Blind activist seeks exile in U.S.

Monday, May 7, 2012

By Joseph DeCaro, Worthy News Correspondent

BEIJING, CHINA (Worthy News)-- Blind activist Chen Guangcheng now wants to go into exile in the United States rather than remain in China on account of fears for his safety and that of his family.

Guangcheng, who had taken refuge in the embassy six days ago, voluntarilly left the building yesterday to seek treatment in the hospital of Chaoyang District in what looks like an agreement between the U.S. and China; under the agreement, Guangcheng and his family will live outside of Shandong where he can continue his studies, but after meeting with his wife and their two sons, Chen apparently changed his mind and asked for asylum in the U.S. because his safety could not be guaranteed in China.

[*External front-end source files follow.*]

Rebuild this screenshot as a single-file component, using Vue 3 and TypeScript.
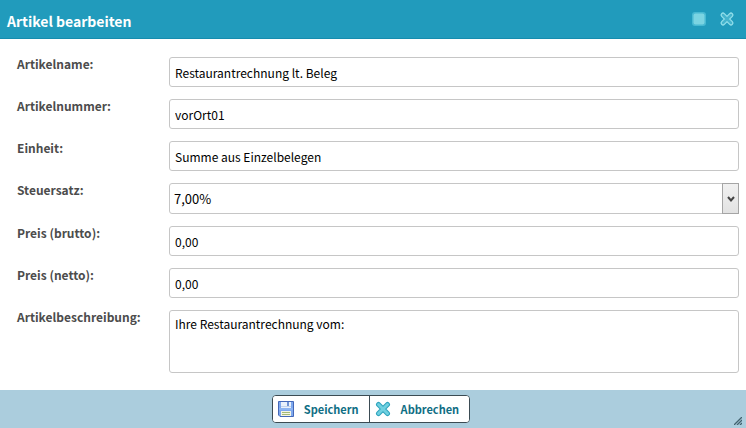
<script setup lang="ts">
import { ref } from 'vue'

interface Field {
  id: string
  label: string
  value: string
  kind: 'text' | 'select' | 'area'
}

const fields = ref<Field[]>([
  { id: 'name', label: 'Artikelname:', value: 'Restaurantrechnung lt. Beleg', kind: 'text' },
  { id: 'nummer', label: 'Artikelnummer:', value: 'vorOrt01', kind: 'text' },
  { id: 'einheit', label: 'Einheit:', value: 'Summe aus Einzelbelegen', kind: 'text' },
  { id: 'steuersatz', label: 'Steuersatz:', value: '7,00%', kind: 'select' },
  { id: 'brutto', label: 'Preis (brutto):', value: '0,00', kind: 'text' },
  { id: 'netto', label: 'Preis (netto):', value: '0,00', kind: 'text' },
  { id: 'beschreibung', label: 'Artikelbeschreibung:', value: 'Ihre Restaurantrechnung vom:', kind: 'area' },
])
</script>

<template>
  <form class="dialog" @submit.prevent>
    <header class="titlebar">
      <h1 class="title">Artikel bearbeiten</h1>
      <button type="button" class="tool" aria-label="Maximieren">
        <svg width="16" height="16" viewBox="0 0 16 16">
          <rect x="1" y="1" width="14" height="14" rx="3" fill="#48b9d2" />
          <rect x="2.5" y="2.5" width="11" height="11" rx="2" fill="#7bd4e2" />
        </svg>
      </button>
      <button type="button" class="tool" aria-label="Schließen">
        <svg width="16" height="16" viewBox="0 0 16 16">
          <path d="M4 4L12 12M12 4L4 12" stroke="#93dfea" stroke-width="5" stroke-linecap="round" />
          <path d="M4 4L12 12M12 4L4 12" stroke="#45b3cd" stroke-width="2.5" stroke-linecap="round" />
        </svg>
      </button>
    </header>

    <main class="fields">
      <div v-for="field in fields" :key="field.id" class="row">
        <label class="label" :for="field.id">{{ field.label }}</label>
        <div v-if="field.kind === 'select'" class="picker">
          <select :id="field.id" v-model="field.value" class="control select">
            <option>7,00%</option>
          </select>
          <span class="arrow" aria-hidden="true">
            <svg width="8" height="8" viewBox="0 0 8 8">
              <path d="M1 2L4 5.5L7 2" fill="none" stroke="#444" stroke-width="2" />
            </svg>
          </span>
        </div>
        <textarea v-else-if="field.kind === 'area'" :id="field.id" v-model="field.value" class="control area"></textarea>
        <input v-else :id="field.id" v-model="field.value" type="text" class="control" />
      </div>
    </main>

    <footer class="footer">
      <div class="actions">
        <button type="submit" class="action">
          <svg width="16" height="16" viewBox="0 0 16 16">
            <path d="M.5 .5H15.5V15.5H2L.5 14Z" fill="#7ea8ee" stroke="#4468b8" />
            <rect x="3" y="1" width="10" height="6" fill="#e9f1fb" />
            <rect x="9" y="1" width="2" height="4" fill="#6f93d4" />
            <path d="M3 5.5H13" stroke="#c3d3ea" />
            <rect x="1" y="7" width="14" height="2" fill="#8cb4f2" />
            <rect x="3" y="10" width="10" height="5" fill="#f3f5e4" />
            <path d="M4 11.5H12M4 13.5H12" stroke="#a4ba78" />
          </svg>
          <span>Speichern</span>
        </button>
        <button type="button" class="action">
          <svg width="16" height="16" viewBox="0 0 16 16">
            <path d="M3.5 3.5L12.5 12.5M12.5 3.5L3.5 12.5" stroke="#2ea3bd" stroke-width="5" stroke-linecap="round" />
            <path d="M3.5 3.5L12.5 12.5M12.5 3.5L3.5 12.5" stroke="#6fd0e0" stroke-width="3" stroke-linecap="round" />
          </svg>
          <span>Abbrechen</span>
        </button>
      </div>
      <svg class="grip" width="8" height="8" viewBox="0 0 8 8" aria-hidden="true">
        <path d="M0 8L8 0M3 8L8 3M6 8L8 6" stroke="#42626f" stroke-width="1.3" />
      </svg>
    </footer>
  </form>
</template>

<style>
body {
  background: #fff;
}
</style>

<style scoped>
.dialog {
  display: flex;
  flex-direction: column;
  min-height: 100vh;
  font-family: "Noto Sans CJK SC", "Noto Sans", sans-serif;
  font-size: 12px;
  line-height: 18px;
}

.dialog * {
  box-sizing: border-box;
}

.titlebar {
  display: flex;
  align-items: center;
  gap: 12px;
  height: 39px;
  padding: 0 11px 0 7px;
  background: #219bbc;
  border-bottom: 1px solid #168cae;
}

.title {
  flex: 1;
  margin: 0;
  padding-top: 4px;
  color: #fff;
  font-size: 14px;
  font-weight: 700;
  line-height: 20px;
}

.tool {
  display: flex;
  padding: 0;
  border: 0;
  background: none;
}

.fields {
  display: flex;
  flex: 1;
  flex-direction: column;
  gap: 12px;
  padding: 18px 7px 16px 17px;
}

.row {
  display: flex;
  align-items: flex-start;
}

.label {
  flex: 0 0 152px;
  margin-top: -2px;
  color: #4c4c4c;
  font-weight: 700;
}

.control {
  display: block;
  flex: 1;
  min-width: 0;
  width: 100%;
  height: 30px;
  margin: 0;
  padding: 0 5px;
  border: 1px solid #c6c6c6;
  border-radius: 3px;
  background: #fff;
  color: #000;
  font: inherit;
}

.picker {
  position: relative;
  display: flex;
  flex: 1;
}

.select {
  height: 31px;
  padding: 0 4px;
  appearance: none;
  font-size: 13px;
}

.arrow {
  position: absolute;
  top: 0;
  right: 0;
  bottom: 0;
  display: flex;
  align-items: center;
  justify-content: center;
  width: 17px;
  border: 1px solid #a5a5a5;
  background: linear-gradient(#f1f1f1, #e2e2e2);
  pointer-events: none;
}

.area {
  height: 63px;
  padding: 4px 5px;
  resize: none;
}

.footer {
  position: relative;
  display: flex;
  justify-content: center;
  height: 38px;
  padding: 5px 8px 5px 4px;
  background: #abcddd;
}

.actions {
  display: flex;
  height: 28px;
  border: 1px solid #3b4b53;
  border-radius: 4px;
  background: #fff;
  overflow: hidden;
}

.action {
  display: flex;
  align-items: center;
  gap: 10px;
  padding: 0 10px 0 5px;
  border: 0;
  background: #fff;
  color: #0f6e84;
  font: inherit;
  font-size: 11px;
  font-weight: 700;
}

.action + .action {
  border-left: 1px solid #3b4b53;
}

.grip {
  position: absolute;
  right: 4px;
  bottom: 3px;
}
</style>
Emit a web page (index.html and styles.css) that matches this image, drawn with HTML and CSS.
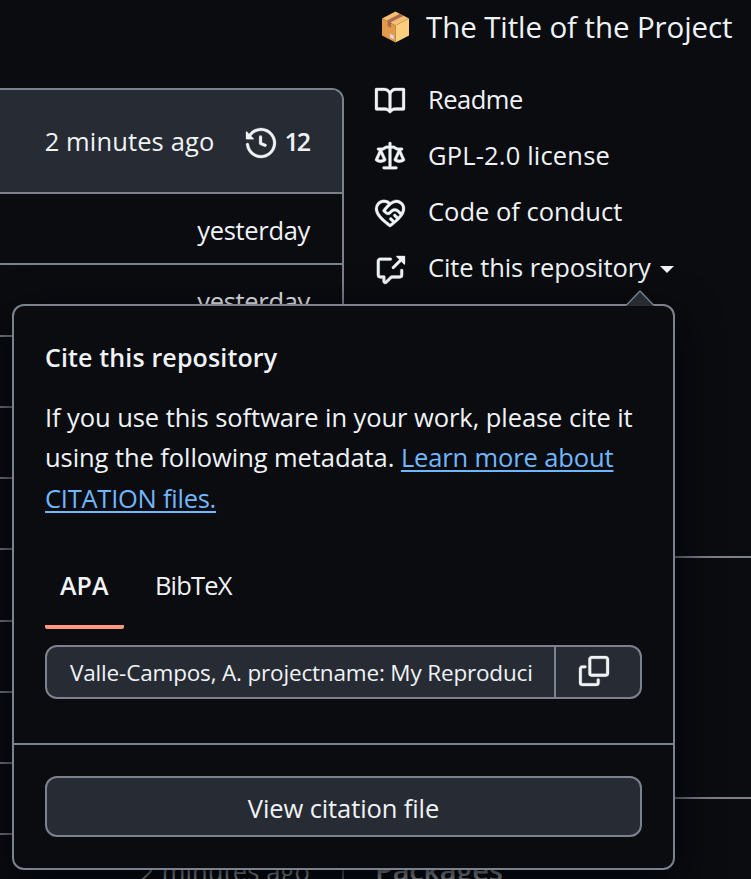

Guangcheng's wife, Yuan Weijing, said she was tied to a chair for days while being threatened by members of the Shandong government, so Guangcheng appealed directly to President Barack Obama to ensure the safety of his family.

However, the fate of Guangcheng and his family now rests with Beijing, which has already demanded an apology from the United States for allowing him to take refuge in its embassy; Chinese Foreign Ministry spokesman Liu Weimin accused Washington of "interfering in the internal affairs of China."

During the on going US-China talks concerning economic issues and policies, Secretary of State Hillary Clinton urged China to respect human rights, but did not even mention Guangcheng; according to Bob Fu of China Aid Association, the U.S. has "abandoned" his longtime friend.